After watching the video, Mr Walcott said he was not too worried. The pigeons strutted around and pecked for food or pebbles for their gizzards, apparently unperturbed by their headwear. Though they looked mature, he could not determine the age or gender of the birds.

“I think the thing that I would emphasise is I can’t see that it is causing any great harm to the pigeons,” he said. The hats are “certainly light enough,” he added. “They look like happy pigeons to me. It is hard to know, of course, because they will not talk to us.”

But pigeons are not conducive to hats. The shape of their skulls is “fairly flattish but rounded,” Mr Walcott said, so a hat must be fitted on the surface of the bird’s head. Whoever did that was apparently careful not to obscure the eyes, as far as Walcott could tell. “They certainly are not impeding the pigeon’s vision of things that it is pecking at on the ground,” he said.

But the hats “might get in the way of seeing a hawk coming down from on top.”
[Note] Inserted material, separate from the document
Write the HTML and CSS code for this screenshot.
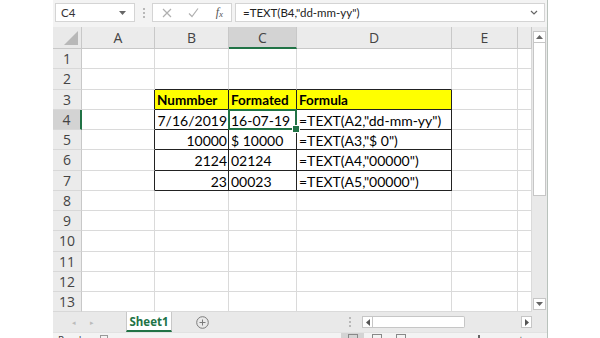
FILE: index.html
```html
<!DOCTYPE html>
<html>
<head>
<meta charset="utf-8">
<link rel="stylesheet" href="styles.css">
</head>
<body>
<div class="app">
  <div class="fbar">
    <div class="namebox"><span class="nb-text">C4</span><svg class="nb-dd" width="7" height="4" viewBox="0 0 7 4"><path d="M0 0h7L3.5 4z" fill="#666"/></svg></div>
    <div class="grip"><i></i><i></i><i></i></div>
    <div class="btns">
      <svg width="10" height="10" viewBox="0 0 10 10"><path d="M1 1l8 8M9 1l-8 8" stroke="#b0b0b0" stroke-width="1.2" fill="none"/></svg>
      <svg width="11" height="10" viewBox="0 0 11 10"><path d="M1 5.5l3 3 6-8" stroke="#b0b0b0" stroke-width="1.2" fill="none"/></svg>
      <span class="fx">f<sub>x</sub></span>
    </div>
    <div class="finput"><span>=TEXT(B4,"dd-mm-yy")</span><svg width="8" height="5" viewBox="0 0 8 5"><path d="M1 1l3 3 3-3" stroke="#666" stroke-width="1.2" fill="none"/></svg></div>
  </div>
  <div class="main">
    <div class="sheet">
      <div class="corner"><span class="tri"></span></div>
      <div class="ch">A</div><div class="ch">B</div><div class="ch sel">C</div><div class="ch">D</div><div class="ch">E</div><div class="ch"></div>

      <div class="rh">1</div><div class="c"></div><div class="c"></div><div class="c"></div><div class="c"></div><div class="c"></div><div class="c"></div>
      <div class="rh">2</div><div class="c"></div><div class="c tb"></div><div class="c tb"></div><div class="c tb"></div><div class="c"></div><div class="c"></div>
      <div class="rh">3</div><div class="c tr"></div><div class="c t hd">Nummber</div><div class="c t hd">Formated</div><div class="c t hd">Formula</div><div class="c"></div><div class="c"></div>
      <div class="rh sel">4</div><div class="c tr"></div><div class="c t num">7/16/2019</div><div class="c t cur">16-07-19</div><div class="c t">=TEXT(A2,"dd-mm-yy")</div><div class="c"></div><div class="c"></div>
      <div class="rh">5</div><div class="c tr"></div><div class="c t num">10000</div><div class="c t">$ 10000</div><div class="c t">=TEXT(A3,"$ 0")</div><div class="c"></div><div class="c"></div>
      <div class="rh">6</div><div class="c tr"></div><div class="c t num">2124</div><div class="c t">02124</div><div class="c t">=TEXT(A4,"00000")</div><div class="c"></div><div class="c"></div>
      <div class="rh">7</div><div class="c tr"></div><div class="c t num">23</div><div class="c t">00023</div><div class="c t">=TEXT(A5,"00000")</div><div class="c"></div><div class="c"></div>
      <div class="rh">8</div><div class="c"></div><div class="c"></div><div class="c"></div><div class="c"></div><div class="c"></div><div class="c"></div>
      <div class="rh">9</div><div class="c"></div><div class="c"></div><div class="c"></div><div class="c"></div><div class="c"></div><div class="c"></div>
      <div class="rh">10</div><div class="c"></div><div class="c"></div><div class="c"></div><div class="c"></div><div class="c"></div><div class="c"></div>
      <div class="rh">11</div><div class="c"></div><div class="c"></div><div class="c"></div><div class="c"></div><div class="c"></div><div class="c"></div>
      <div class="rh">12</div><div class="c"></div><div class="c"></div><div class="c"></div><div class="c"></div><div class="c"></div><div class="c"></div>
      <div class="rh">13</div><div class="c"></div><div class="c"></div><div class="c"></div><div class="c"></div><div class="c"></div><div class="c"></div>
    </div>
    <div class="vscroll">
      <div class="varrow"><svg width="7" height="4" viewBox="0 0 7 4"><path d="M0 4h7L3.5 0z" fill="#666"/></svg></div>
      <div class="vthumb"></div>
      <div class="vtrack"></div>
      <div class="varrow"><svg width="7" height="4" viewBox="0 0 7 4"><path d="M0 0h7L3.5 4z" fill="#666"/></svg></div>
    </div>
  </div>
  <div class="tabs">
    <div class="nav"><span>◂</span><span>▸</span></div>
    <div class="tab">Sheet1</div>
    <div class="add"><svg width="13" height="13" viewBox="0 0 13 13"><circle cx="6.5" cy="6.5" r="5.8" stroke="#7a7a7a" fill="none"/><path d="M6.5 3.5v6M3.5 6.5h6" stroke="#7a7a7a"/></svg></div>
    <div class="spacer"></div>
    <div class="hdots"><i></i><i></i><i></i></div>
    <div class="hscroll">
      <div class="harrow"><svg width="4" height="7" viewBox="0 0 4 7"><path d="M4 0v7L0 3.5z" fill="#555"/></svg></div>
      <div class="hthumb"></div>
      <div class="htrack"></div>
      <div class="harrow"><svg width="4" height="7" viewBox="0 0 4 7"><path d="M0 0v7L4 3.5z" fill="#555"/></svg></div>
    </div>
  </div>
  <div class="status">
    <span class="ready">Ready</span>
    <span class="sicon"></span>
    <span class="view on"><i></i></span>
    <span class="view"><i></i></span>
    <span class="view"><i></i></span>
    <span class="slider"></span>
    <span class="zoom">+ 140%</span>
  </div>
</div>
</body>
</html>
```
FILE: styles.css
```css
* { box-sizing: border-box; }
html, body { margin: 0; padding: 0; background: #fff; }
body { width: 600px; height: 338px; overflow: hidden; font-family: "Open Sans", "Liberation Sans", sans-serif; }

.app {
  margin-left: 53px;
  width: 495px;
  height: 338px;
  background: #f3f3f3;
  border-right: 1px solid #b9c2bc;
  display: flex;
  flex-direction: column;
  overflow: hidden;
}

/* formula bar */
.fbar {
  height: 27px;
  display: flex;
  align-items: flex-start;
  padding: 3px 2px 0 2px;
  flex: none;
}
.namebox {
  width: 80px; height: 19px;
  background: #fff; border: 1px solid #d4d4d4;
  display: flex; align-items: center; justify-content: space-between;
  padding: 0 8px 0 5px;
}
.nb-text { font-family: Lato, sans-serif; font-size: 11.5px; color: #333; }
.grip { width: 17px; height: 19px; display: flex; flex-direction: column; align-items: center; justify-content: center; gap: 2px; }
.grip i { width: 2px; height: 2px; background: #b8b8b8; display: block; }
.btns {
  width: 80px; height: 19px; background: #fff; border: 1px solid #d4d4d4;
  display: flex; align-items: center; justify-content: space-between; padding: 0 8px 0 9px;
}
.fx { font-family: "Liberation Serif", serif; font-style: italic; font-size: 12px; color: #555; }
.fx sub { font-size: 9px; vertical-align: -1px; }
.finput {
  margin-left: 3px; width: 310px; height: 19px; background: #fff; border: 1px solid #d4d4d4;
  display: flex; align-items: center; justify-content: space-between; padding: 0 6px 0 7px;
  font-family: Lato, sans-serif; font-size: 11.5px; color: #222;
}

/* grid */
.main { display: flex; flex: none; height: 285px; }
.sheet {
  width: 479px;
  display: grid;
  grid-template-columns: 29px 73px 74px 68px 155px 66px 14px;
  grid-template-rows: 22px repeat(13, 20.25px);
  background: #fff;
}
.corner { background: #e9e9e9; border-right: 1px solid #c8c8c8; border-bottom: 1px solid #c8c8c8; position: relative; }
.tri { position: absolute; right: 3px; bottom: 3px; width: 0; height: 0; border-left: 14px solid transparent; border-bottom: 14px solid #b8b8b8; }
.ch {
  background: #ebebeb; border-right: 1px solid #c8c8c8; border-bottom: 1px solid #c8c8c8;
  font-size: 14px; color: #444; text-align: center; line-height: 21px;
}
.ch.sel { background: #d3d3d3; border-bottom: 2px solid #217346; }
.rh {
  background: #ebebeb; border-right: 1px solid #c8c8c8; border-bottom: 1px solid #d8d8d8;
  font-size: 14px; color: #444; text-align: center; line-height: 20px;
}
.rh.sel { background: #d3d3d3; border-right: 2px solid #217346; }
.c {
  border-right: 1px solid #dadada; border-bottom: 1px solid #dadada;
  font-family: Lato, "Open Sans", sans-serif;
  font-size: 14px; color: #000; line-height: 21px; padding: 0 1px 0 2px;
  white-space: nowrap; overflow: visible; position: relative;
}
.c.tb { border-bottom-color: #222; }
.c.tr { border-right-color: #222; }
.c.t { border-right-color: #222; border-bottom-color: #222; }
.c.hd { background: #ffff00; font-weight: 700; font-size: 13.5px; }
.c.num { text-align: right; }
.c.cur::after {
  content: ""; position: absolute; left: -1px; top: -1px; right: -1px; bottom: -1px;
  border: 2px solid #217346;
}
.c.cur::before {
  content: ""; position: absolute; right: -4px; bottom: -4px; width: 6px; height: 6px;
  background: #217346; border: 1px solid #fff; z-index: 2;
}

/* vertical scrollbar */
.vscroll {
  width: 15px; background: #e9e9e9; padding: 4px 1px 2px 1px;
  display: flex; flex-direction: column;
}
.varrow { height: 12px; background: #fff; border: 1px solid #c6c6c6; display: flex; align-items: center; justify-content: center; flex: none; }
.vthumb { height: 153px; background: #fff; border: 1px solid #c6c6c6; border-top: none; flex: none; }
.vtrack { flex: 1; background: #e9e9e9; }

/* tabs */
.tabs { height: 20px; flex: none; display: flex; align-items: stretch; background: #e9e9e9; }
.nav { width: 73px; display: flex; gap: 14px; padding-left: 19px; align-items: center; font-size: 7px; color: #bbb; }
.tab {
  width: 46px; background: #fff; border-left: 1px solid #c8c8c8; border-right: 1px solid #c8c8c8;
  border-bottom: 2px solid #217346;
  font-size: 11.5px; font-weight: 700; color: #217346; text-align: center; line-height: 19px;
}
.add { margin-left: 24px; display: flex; align-items: center; }
.spacer { flex: 1; }
.hdots { width: 12px; margin-right: 6px; display: flex; flex-direction: column; align-items: center; justify-content: center; gap: 2px; }
.hdots i { width: 2px; height: 2px; background: #b8b8b8; display: block; }
.hscroll { width: 170px; margin-right: 15px; display: flex; align-items: center; }
.harrow { width: 11px; height: 12px; background: #fff; border: 1px solid #c6c6c6; display: flex; align-items: center; justify-content: center; flex: none; }
.hthumb { width: 92px; height: 12px; background: #fff; border: 1px solid #c6c6c6; border-left: none; border-radius: 0 2px 2px 0; flex: none; }
.htrack { flex: 1; }

/* status */
.status { flex: 1; background: #f3f3f3; border-top: 1px solid #e2e2e2; display: flex; align-items: flex-start; font-size: 10px; line-height: 12px; color: #444; }
.ready { margin-left: 5px; margin-top: 1px; }
.sicon { width: 9px; height: 5px; border: 1px solid #999; margin: 2px 0 0 14px; }
.view { width: 26px; height: 6px; display: flex; justify-content: center; padding-top: 1px; }
.view i { width: 10px; height: 6px; border: 1px solid #888; display: block; }
.view.on { background: #d4d4d4; margin-left: 233px; }
.view + .view { margin-left: 2px; }
.slider { width: 2px; height: 6px; background: #666; margin: 2px 0 0 66px; }
.zoom { margin-left: 38px; }
```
When Mr Walcott was studying pigeons at Harvard in the 1960s, he and other scientists affixed light copper coils to the birds’ heads to create magnetic fields that would help the researchers understand how the animals use signals to home. The coils were fastened with a veterinary cement, similar to chewing gum, that could be peeled off the birds’ feathers.

“I would like to think that is what these folks used,” Mr Walcott said. “But I bet it is not.”

Pigeons are adaptable, he said, and they love big cities, with all the windowsills available for nesting. The hat-wearing pigeons in Las Vegas could be captured with simple wire cage traps, propped open with a stick and a rope attached to pull when the pigeon goes inside to eat. Or the hats might eventually fall off.

Ms Hillman of Lofty Hopes, the bird rescue organisation in Las Vegas, said in an interview that for five days, she and her team had been canvassing the east side of the city, handing out business cards and telling residents to call if they see the birds. Another person reported seeing the pigeons on Monday, she said, and they apparently still had their hats on.

“The hats can moult off, but that will take time,” she said.

At this point, she and her staff are just guessing who fitted the pigeons with their accessories.

“Humans basically just need to keep their hands off animals,” Ms Hillman said. “It is their life. They have the right to live free from harm.”